Maybe they do find it easier, but maybe not. As several people said (a) make it clear that it's genuinely hard for you (b) see if there's anything that makes it easier (are the children better off and could contribute to LW travelling in a less exhausting way, or are you better off and could contribute to their travel?) (c) given the difficulties, see what the best way of seeing each other is. (Roughly how many trips a year each? Other ways of staying in touch? Fewer, longer trips? Either part of the family interested in moving to be closer? LW has any other ways of seeing people locally?)
movingfinger: (Default)

[personal profile] movingfinger 2026-05-13 06:29 pm (UTC)(link)

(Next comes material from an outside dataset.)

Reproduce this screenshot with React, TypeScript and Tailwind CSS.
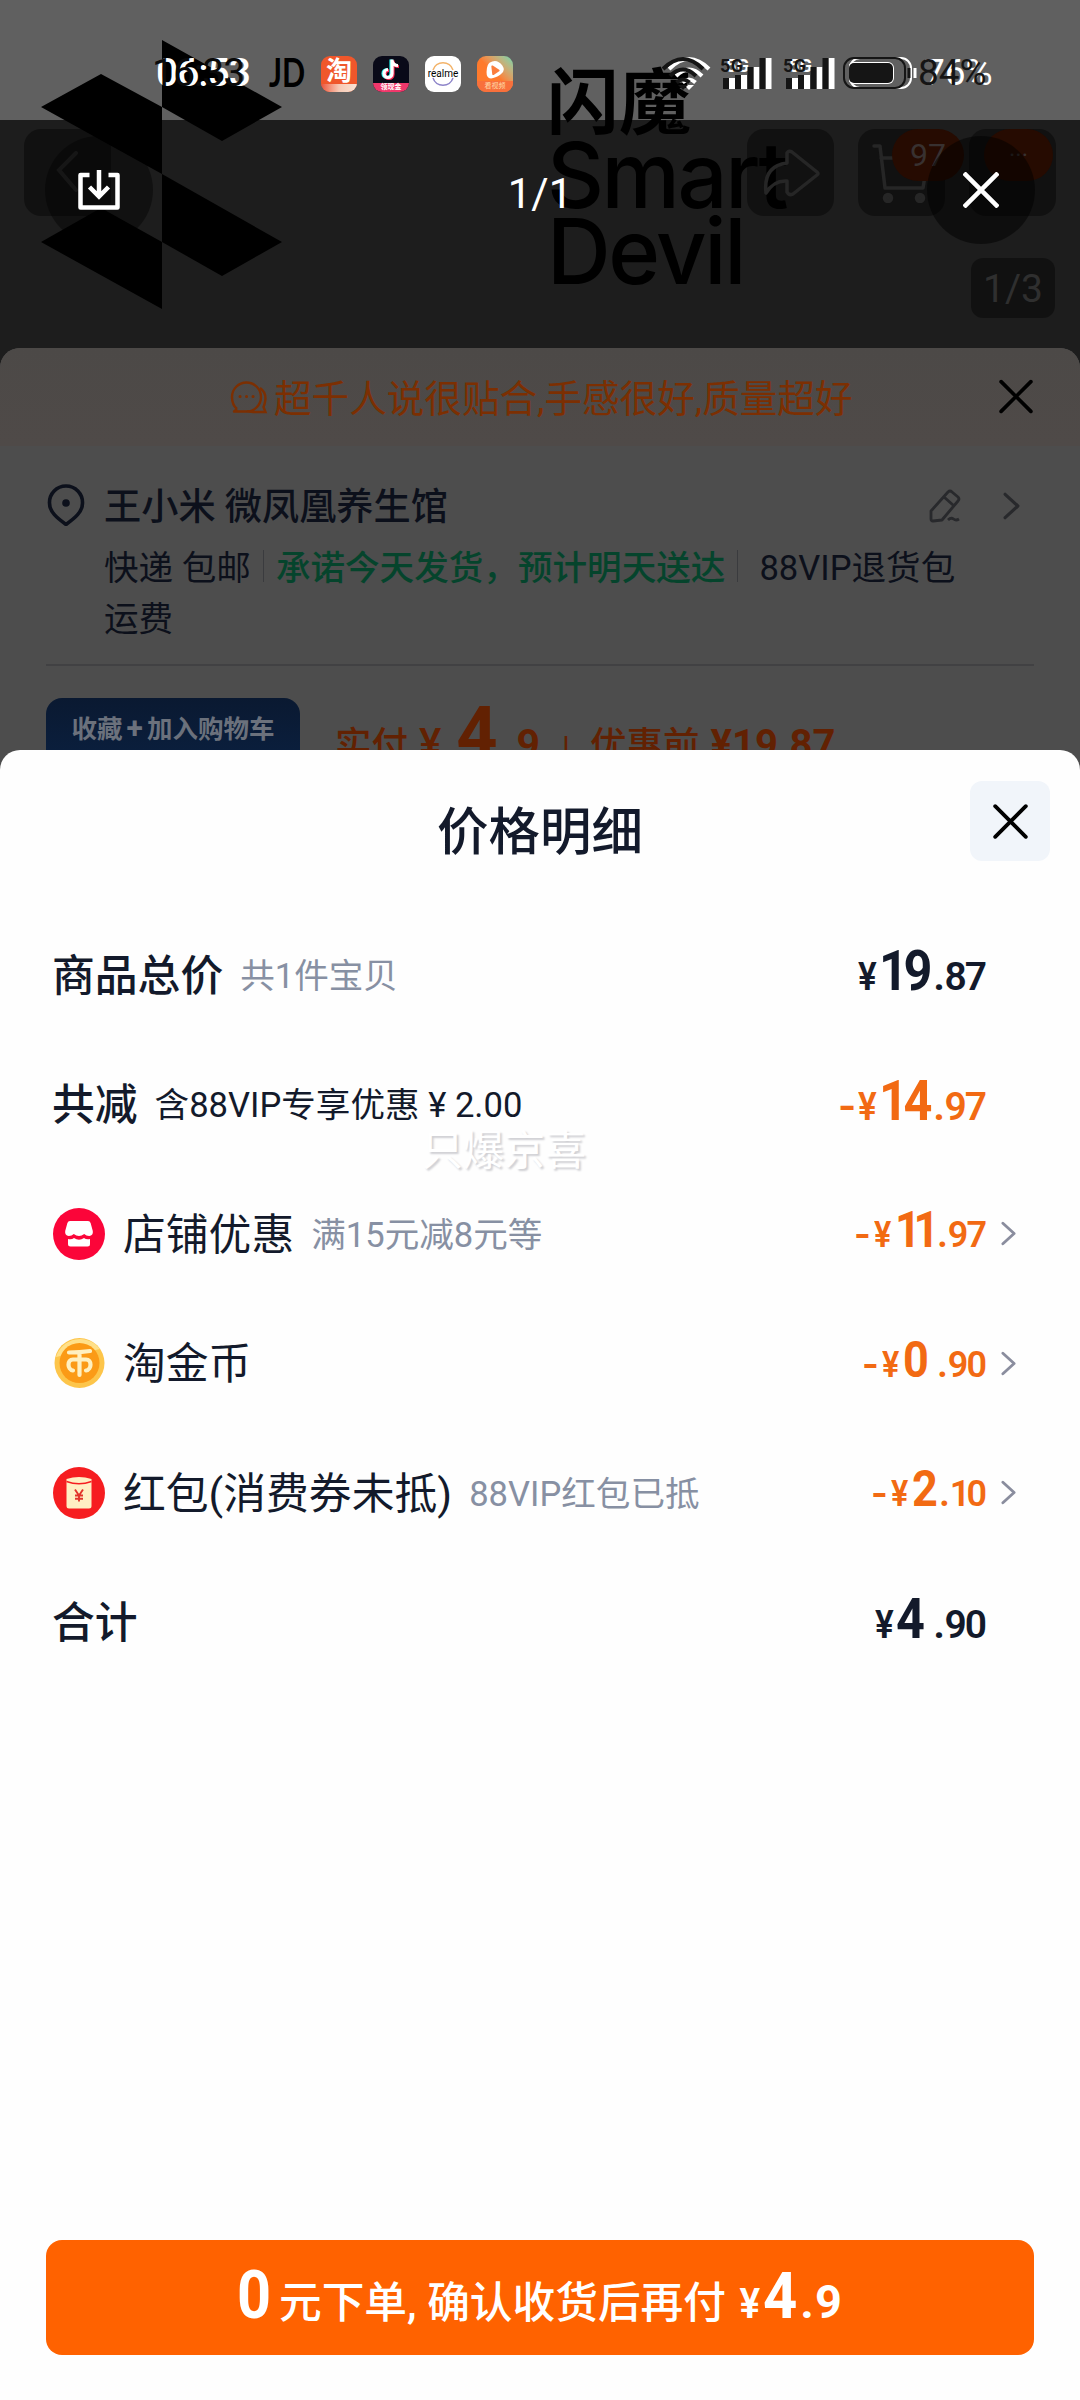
import React from 'react';

interface PriceProps {
  integer: string;
  decimal: string;
  negative?: boolean;
  small?: boolean;
  integerClass?: string;
  decimalClass?: string;
}

interface DetailRowProps extends PriceProps {
  label: string;
  note?: string;
  noteClass?: string;
  icon?: React.ReactNode;
  strong?: boolean;
  arrow?: boolean;
}

const CloseIcon = ({ className, width = 2.6 }: { className: string; width?: number }) => (
  <svg viewBox="0 0 24 24" fill="none" stroke="currentColor" strokeWidth={width} strokeLinecap="round" className={className}>
    <path d="M1.5 1.5l21 21M22.5 1.5l-21 21" />
  </svg>
);

const Chevron = ({ className }: { className: string }) => (
  <svg viewBox="0 0 16 26" fill="none" stroke="currentColor" strokeWidth="3" strokeLinecap="round" strokeLinejoin="round" className={className}>
    <path d="M2 2l12 11L2 24" />
  </svg>
);

const ShopIcon = () => (
  <svg viewBox="0 0 52 52" className="h-[52px] w-[52px]">
    <circle cx="26" cy="26" r="26" fill="#fb0539" />
    <path d="M17 13h18q2 0 2.600 2l2.200 8q.6 4.500-3.600 5-3 0-5-2-2.500 2-5.200 2t-5.200-2q-2 2-5 2-4.200-.5-3.600-5l2.200-8q.6-2 2.600-2z" fill="#fff" />
    <path d="M15 31q3.500 1 6-1 2.500 1.800 5 1.800t5-1.800q2.500 2 6 1v5q0 2.500-2.500 2.500h-17Q15 38.500 15 36z" fill="#fff" />
  </svg>
);

const CoinIcon = () => (
  <svg viewBox="0 0 52 52" className="h-[52px] w-[52px]">
    <circle cx="26.500" cy="26" r="25" fill="#fdc54a" />
    <path d="M3 20A25 25 0 0 1 47 12L38 14 12 18z" fill="#ffe08a" />
    <circle cx="26.500" cy="26" r="20" fill="#fb9a16" />
    <g fill="none" stroke="#fff0c0" strokeWidth="4.200" strokeLinecap="round">
      <path d="M16 15.500q11 0 21-1.500M26.500 15v23M20 33.500c-6-1-6-11 0-11h13c6 0 6 10 0 11" />
    </g>
  </svg>
);

const PacketIcon = () => (
  <svg viewBox="0 0 52 52" className="h-[52px] w-[52px]">
    <circle cx="26" cy="26" r="26" fill="#f61d20" />
    <path d="M13.500 12q12.500-4 25 0v27q0 2.500-2.500 2.500H16q-2.500 0-2.500-2.500z" fill="#ffefc4" />
    <path d="M13.500 14.500q12.500 4.500 25 0" fill="none" stroke="#f61d20" strokeWidth="1.500" />
    <path d="M22 22.500l4 6 4-6M26 28.500v6M22 28.500h8M22 31.800h8" fill="none" stroke="#e2342c" strokeWidth="1.900" />
  </svg>
);

const Price = ({ integer, decimal, negative, small, integerClass = 'mr-[8px]', decimalClass = 'tracking-[-2px]' }: PriceProps) => (
  <div className={`mb-[7px] flex items-baseline leading-none font-bold ${small ? 'text-[36px]' : 'text-[39px]'}`}>
    {negative && <span className="mr-[6px] inline-block w-[14px] origin-left scale-x-[1.2] text-center">-</span>}
    <span className="inline-block w-[21px] origin-left scale-x-[0.9] font-semibold">¥</span>
    <span className={`inline-block origin-left scale-x-[0.9] ${integerClass} ${small ? 'text-[50px]' : 'text-[56px]'}`}>{integer}</span>
    <span className="w-[11px] text-center">.</span>
    <span className={`font-semibold ${decimalClass}`}>{decimal}</span>
  </div>
);

const DetailRow = ({ label, note, noteClass = 'text-[#8790a3]', icon, strong, arrow, ...price }: DetailRowProps) => (
  <div className="flex h-[129.500px] items-center pl-[52px]">
    {icon && <div className="mr-[18px] ml-px shrink-0">{icon}</div>}
    <span className={`mt-[3px] text-[42.800px] leading-none whitespace-nowrap ${strong ? 'font-medium' : 'font-normal'}`}>{label}</span>
    {note && <span className={`mt-[3px] ml-[17px] text-[34.600px] leading-none whitespace-nowrap ${noteClass}`}>{note}</span>}
    <div className={`ml-auto flex items-center ${price.negative ? 'text-[#f26a13]' : 'text-[#131a2b]'}`}>
      <Price {...price} />
      <div className="w-[95px] pl-[16px]">{arrow && <Chevron className="h-[25px] w-[15px] text-[#8a8d9e]" />}</div>
    </div>
  </div>
);

const Signal = () => (
  <svg viewBox="0 0 48 34" className="h-[34px] w-[48px]" fill="currentColor">
    <path d="M3 22h6v11H3zM15 19h6v14h-6zM27.500 11h6v22h-6zM39.500 2h6v31h-6z" />
    <text x="0" y="16" fontSize="18" fontWeight="700" fontFamily="Roboto" textLength="23">5G</text>
  </svg>
);

const StatusIcons = ({ percent, charged }: { percent: string; charged?: boolean }) => (
  <div className="flex items-center">
    <svg viewBox="0 0 44 34" className="mr-[15px] h-[34px] w-[44px]" fill="none" stroke="currentColor" strokeWidth="4">
      <path d="M2 13q20-20 40 0M9 20q13-13 26 0M15.500 26.500q6.500-6 13 0" />
      <path d="M22 34l-5-5h10z" fill="currentColor" stroke="none" />
    </svg>
    <Signal />
    <div className="w-[15px]" />
    <Signal />
    <svg viewBox="0 0 70 34" className="ml-[12px] h-[34px] w-[70px]" fill="none" stroke="currentColor">
      <rect x="1" y="2" width="61" height="30" rx="10" strokeWidth="2" />
      {charged ? (
        <rect x="6" y="7" width="44" height="20" rx="5" fill="currentColor" stroke="none" />
      ) : (
        <rect x="-1" y="6" width="46" height="22" rx="6" fill="currentColor" stroke="none" />
      )}
      <path d="M66 12v10" strokeWidth="3" />
    </svg>
    <span className="ml-[5px] text-[37px] leading-none">{percent}</span>
  </div>
);

// Notification icons shown next to the clock
const AppIcons = () => (
  <div className="flex gap-[16px]">
    <div className="flex h-[36px] w-[36px] flex-col items-center overflow-hidden rounded-[9px] bg-[#f0572b]">
      <span className="mt-[2px] text-[26px] leading-[26px] font-bold text-white">淘</span>
      <div className="h-[8px] w-full bg-linear-to-r from-[#e8503a] via-[#f7c9b4] to-[#f9e4d6]" />
    </div>
    <div className="flex h-[36px] w-[36px] flex-col items-center overflow-hidden rounded-[9px] bg-[#090a18]">
      <svg viewBox="0 0 24 26" className="h-[27px] w-[24px] shrink-0" fill="none" strokeWidth="3.200">
        <path d="M13 3v14a4 4 0 1 1-4-4M13 4q1 5 6 5" stroke="#25f4ee" transform="translate(-1 0)" />
        <path d="M13 3v14a4 4 0 1 1-4-4M13 4q1 5 6 5" stroke="#fe2c55" transform="translate(1 1)" />
        <path d="M13 3v14a4 4 0 1 1-4-4M13 4q1 5 6 5" stroke="#fff" />
      </svg>
      <div className="h-[9px] w-full bg-[#f0386b] text-center text-[7px] leading-[9px] font-bold text-white">领现金</div>
    </div>
    <div className="relative flex h-[36px] w-[36px] items-center justify-center rounded-[9px] bg-white">
      <svg viewBox="0 0 36 36" className="absolute inset-0" fill="none" strokeWidth="1.500">
        <path d="M8 14a10.500 10.500 0 0 1 20 0" stroke="#f3b46b" />
        <path d="M8 22a10.500 10.500 0 0 0 20 0" stroke="#8d84c9" />
      </svg>
      <span className="text-[10px] leading-none text-black">realme</span>
    </div>
    <div className="flex h-[36px] w-[36px] flex-col items-center overflow-hidden rounded-[9px] bg-linear-to-tr from-[#ff7a2c] from-50% to-[#5fd6b0]">
      <svg viewBox="0 0 24 24" className="mt-[3px] h-[22px] w-[24px] shrink-0">
        <path d="M6 4q8-5 14 3 4 6-2 10-7 5-12 4-4-2-3-9 .5-6 3-8z" fill="#fff" />
        <path d="M9 8l7 4.500-6 4z" fill="#fb7d3c" stroke="#fb7d3c" strokeWidth="2" strokeLinejoin="round" />
      </svg>
      <div className="h-[11px] w-full bg-[#f8703c] text-center text-[7px] leading-[10px] text-[#ffd9a8]">看视频</div>
    </div>
  </div>
);

const StatusBar = () => (
  <div className="relative h-[120px]">
    <div className="absolute top-[51px] left-[156px] text-[39px] leading-[44px] font-medium tracking-[-1px] text-white">06:53</div>
    <div className="absolute top-[51px] left-[152px] text-[39px] leading-[44px] tracking-[-1px] text-[#0a0a0a]">16:33</div>
    <div className="absolute top-[54px] left-[269px] flex items-center">
      <div className="w-[52px]">
        <span className="inline-block origin-left scale-x-[0.76] font-[Lato] text-[40px] leading-[36px] font-bold text-black">JD</span>
      </div>
      <AppIcons />
    </div>
    <div className="absolute top-[54px] left-[667px] text-white"><StatusIcons percent="76%" /></div>
    <div className="absolute top-[54px] left-[661px] text-[#151515]"><StatusIcons percent="84%" charged /></div>
  </div>
);

// Product picture that shows through the dark mask
const BrandArt = () => (
  <div className="absolute inset-0 text-black">
    <svg viewBox="0 0 1080 348" className="absolute inset-0">
      <path d="M162 40l120 67-60 34-60-34zM41 107l60-33 61 33v67zM162 174l120 68-60 34-60-34zM41 242l60-34 61 34v67z" />
    </svg>
    <div className="absolute top-[66px] left-[547px] text-[72px] leading-[76px] font-bold">闪魔</div>
    <div className="absolute top-[137px] left-[547px] origin-left scale-x-[0.97] font-[Inter] text-[91px] leading-[76px] font-medium tracking-[-2.500px]">
      <div>Smart</div>
      <div>Devil</div>
    </div>
  </div>
);

const NavBar = () => (
  <div className="relative flex items-start px-[24px] pt-[9px] text-[#262626]">
    <div className="flex h-[87px] w-[87px] items-center justify-center rounded-[17px] bg-black/40">
      <svg viewBox="0 0 24 44" className="h-[44px] w-[24px]" fill="none" stroke="currentColor" strokeWidth="4" strokeLinecap="round">
        <path d="M20 2L3 19l17 20" />
      </svg>
    </div>
    <div className="ml-auto flex gap-[24px]">
      <div className="flex h-[87px] w-[87px] items-center justify-center rounded-[17px] bg-black/40">
        <svg viewBox="0 0 58 48" className="h-[48px] w-[58px]" fill="none" stroke="currentColor" strokeWidth="3.500" strokeLinejoin="round">
          <path d="M25 12V4q2-3 5-1l25 20q2 2 0 3L31 45q-4 2-6-2V32Q12 31 4 44 1 17 25 14z" />
        </svg>
      </div>
      <div className="relative flex h-[87px] w-[87px] items-center rounded-[17px] bg-black/40 pl-[14px]">
        <svg viewBox="0 0 58 60" className="h-[60px] w-[58px]" fill="none" stroke="currentColor" strokeWidth="3.500" strokeLinecap="round" strokeLinejoin="round">
          <path d="M2 3h6l5 42h38l5-30H9" />
          <circle cx="16" cy="55" r="3.500" fill="currentColor" />
          <circle cx="48" cy="55" r="3.500" fill="currentColor" />
        </svg>
        <div className="absolute top-0 left-[34px] flex h-[52px] w-[72px] items-center justify-center rounded-full bg-[#260b01] text-[32px] text-[#383130]">97</div>
      </div>
      <div className="h-[87px] w-[87px] rounded-[17px] bg-black/40">
        <div className="ml-[15px] flex h-[52px] w-[69px] items-center justify-center rounded-full bg-[#260b01] text-[24px] text-[#383130]">···</div>
      </div>
    </div>
  </div>
);

const ViewerControls = () => (
  <div className="absolute inset-x-0 top-[136px] flex h-[108px] items-center justify-between pr-[45px] pl-[45px] text-white">
    <div className="flex h-[108px] w-[108px] items-center justify-center rounded-full bg-black/40">
      <svg viewBox="0 0 42 42" className="h-[42px] w-[42px]" fill="none" stroke="currentColor" strokeWidth="4.500">
        <path d="M11.500 6H2.500v32.500h37V6h-9" strokeLinejoin="round" />
        <path d="M21 1v26M11.500 18l9.500 9.500 9.500-9.500" />
      </svg>
    </div>
    <span className="mt-[7px] text-[42px] leading-none">1/1</span>
    <div className="flex h-[108px] w-[108px] items-center justify-center rounded-full bg-black/50">
      <svg viewBox="0 0 36 36" className="h-[36px] w-[36px]" stroke="currentColor" strokeWidth="4.500">
        <path d="M1 1l34 34M35 1L1 35" />
      </svg>
    </div>
  </div>
);

const OrderSheet = () => (
  <div className="h-[422px] overflow-hidden rounded-t-[20px] bg-[#4d4d4d] text-[#0c101b]">
    <div className="relative flex h-[98px] items-center bg-linear-to-b from-[#4c4947] to-[#4f4a48] pl-[230px] text-[#7c2f02]">
      <svg viewBox="0 0 38 34" className="mr-[6px] h-[34px] w-[38px]" fill="none" stroke="currentColor" strokeWidth="2.400">
        <path d="M7 29Q2 25 2 17a14.500 14.500 0 1 1 14.500 14.500H4l3-2.500" strokeLinejoin="round" />
        <path d="M30 8q7 5 5 14-.5 3-1.500 5l2 5H23q-4 0-6-1" />
        <path d="M10 16.500h.1M16.500 16.500h.1M23 16.500h.1" strokeWidth="3" strokeLinecap="round" />
      </svg>
      <span className="mt-[5px] text-[37.600px] leading-none whitespace-nowrap">超千人说很贴合,手感很好,质量超好</span>
      <CloseIcon className="absolute top-[31px] left-[999px] h-[35px] w-[34px] text-black" />
    </div>

    <div className="mx-[46px] h-[220px] border-b-2 border-[#414143]">
      <div className="flex h-[80px] items-end">
        <svg viewBox="0 0 38 42" className="ml-[1px] h-[42px] w-[38px]" fill="none" stroke="currentColor" strokeWidth="3.600">
          <path d="M19 2a16.500 16.500 0 0 1 16.500 17C35.500 28 28 34 19 40.500 10 34 2.500 28 2.500 19A16.500 16.500 0 0 1 19 2z" strokeLinejoin="round" />
          <circle cx="19" cy="19" r="3.800" fill="currentColor" stroke="none" />
        </svg>
        <span className="ml-[19px] text-[37.200px] leading-[37px] font-medium">王小米 微凤凰养生馆</span>
        <svg viewBox="0 0 32 34" className="mb-[3px] ml-auto h-[34px] w-[32px] text-[#28292c]" fill="none" stroke="currentColor" strokeWidth="2.800" strokeLinejoin="round">
          <path d="M2 22L19 3q2-2 4 0l6 5q2 2 0 4L13 31l-9 1q-2 0-2-2zM15 8l9 8M19 31q3-3 5.500-1t5.500 0" />
        </svg>
        <Chevron className="mr-[14px] mb-[6px] ml-[42px] h-[28px] w-[17px] text-[#28292c]" />
      </div>
      <div className="flex pt-[17px] pl-[58px] text-[34.600px] leading-[51px] whitespace-nowrap">
        <span>快递 包邮</span>
        <div className="mt-[7px] mr-[12px] ml-[12px] h-[32px] w-px bg-[#3a3b3e]" />
        <span className="font-medium text-[#05442c]">承诺今天发货，预计明天送达</span>
        <div className="mt-[7px] mr-[21px] ml-[12px] h-[32px] w-px bg-[#3a3b3e]" />
        <span>88VIP退货包</span>
      </div>
      <div className="pl-[58px] text-[34.600px] leading-[51px]">运费</div>
    </div>

    <div className="flex items-start px-[46px] pt-[32px]">
      <div className="h-[90px] w-[254px] rounded-[16px] bg-linear-to-b from-[#0a1931] to-[#0a2244] pt-[16px] text-center text-[25.500px] leading-[28px] font-bold whitespace-nowrap text-[#6b717c]">
        收藏<span className="mx-[4px] text-[30px]">+</span>加入购物车
      </div>
      <div className="ml-[35px] flex h-[60px] items-baseline text-[36.500px] leading-[72px] font-medium whitespace-nowrap text-[#622102]">
        <span>实付</span>
        <span className="ml-[11px] text-[42px]">¥</span>
        <span className="ml-[15px] text-[72px] font-bold">4</span>
        <span className="ml-[4px] text-[41px] font-bold tracking-[3px]">.9</span>
        <span className="ml-[19px] text-[32px]">|</span>
        <span className="ml-[20px]">优惠前</span>
        <span className="ml-[11px] text-[40px] font-bold">¥19.87</span>
      </div>
    </div>
  </div>
);

const PriceSheet = () => (
  <div className="relative -mt-[20px] flex h-[1650px] flex-col rounded-t-[20px] bg-[#fefefe] text-[#131a2b]">
    <div className="flex h-[160px] items-start">
      <h1 className="w-full pt-[55px] text-center text-[51.500px] leading-[56px] font-medium">价格明细</h1>
      <button className="absolute top-[31px] right-[30px] flex h-[80px] w-[80px] items-center justify-center rounded-[12px] bg-[#f1f5fa]">
        <CloseIcon className="h-[35px] w-[35px] text-black" />
      </button>
    </div>

    <DetailRow label="商品总价" note="共1件宝贝" strong integer="19" decimal="87" integerClass="tracking-[-5px]" />
    <DetailRow label="共减" note="含88VIP专享优惠 ¥ 2.00" noteClass="text-[#131a2b]" strong integer="14" decimal="97" negative integerClass="tracking-[-5px]" />
    <DetailRow icon={<ShopIcon />} label="店铺优惠" note="满15元减8元等" integer="11" decimal="97" negative small arrow integerClass="tracking-[-8px]" />
    <DetailRow icon={<CoinIcon />} label="淘金币" integer="0" decimal="90" negative small arrow integerClass="mr-[5px]" />
    <DetailRow icon={<PacketIcon />} label="红包(消费券未抵)" note="88VIP红包已抵" integer="2" decimal="10" negative small arrow integerClass="-mr-[2px]" decimalClass="tracking-[-4px] mr-[2px]" />
    <DetailRow label="合计" strong integer="4" decimal="90" integerClass="mr-[5px]" />

    <div className="pointer-events-none absolute top-[376px] left-[422px] text-[41px] leading-[50px] text-white [text-shadow:2px_2px_2px_#cfcfd3]">
      只爆京喜
    </div>

    <button className="mx-[46px] mt-auto mb-[45px] flex h-[115px] items-baseline justify-center rounded-[16px] bg-[#ff6200] pt-[16px] text-[42.700px] leading-[80px] font-medium whitespace-nowrap text-white">
      <span className="mr-[4px] inline-block origin-left scale-x-[0.9] text-[66px] font-bold">0</span>
      <span>元下单, 确认收货后再付</span>
      <span className="ml-[13px] inline-block w-[24px] origin-left scale-x-[0.9] text-[43px] font-semibold">¥</span>
      <span className="inline-block origin-left scale-x-[0.92] text-[65px] font-bold">4</span>
      <span className="text-[47px] font-bold tracking-[1px]">.9</span>
    </button>
  </div>
);

export default function App() {
  return (
    <div className="h-[2400px] w-[1080px] overflow-hidden bg-[#1d1d1d] font-[Roboto,'Noto_Sans_CJK_SC',sans-serif]">
      <div className="relative h-[348px]">
        <div className="absolute inset-x-0 top-0 h-[120px] bg-[#606060]" />
        <BrandArt />
        <StatusBar />
        <NavBar />
        <div className="relative mt-[42px] mr-[25px] ml-auto flex h-[60px] w-[84px] items-center justify-center rounded-[12px] bg-black/40 pt-[3px] text-[39px] text-[#2f2f2f]">
          1/3
        </div>
        <ViewerControls />
      </div>
      <OrderSheet />
      <PriceSheet />
    </div>
  );
}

LW seems to feel entitled to their family's company on their schedule and on their terms, and this has been going on for a long time if their children were traveling 200 miles with small children for holidays with the ensuing changes in food, beds, schedules, and houses doubtless making life uncomfortable. And now those small children have had the temerity to grow older and get jobs and friends and have things they want to do! And it's only right that the parents are not going to force them, if that is even possible, to go wait on the grandparents, who think a preference is a demand when other people state it.

Possibly, not centering everything on "the holidays," whatever those may be, would help. Ask your children, with or without their children, to visit for a long weekend, and be nice to them when they come.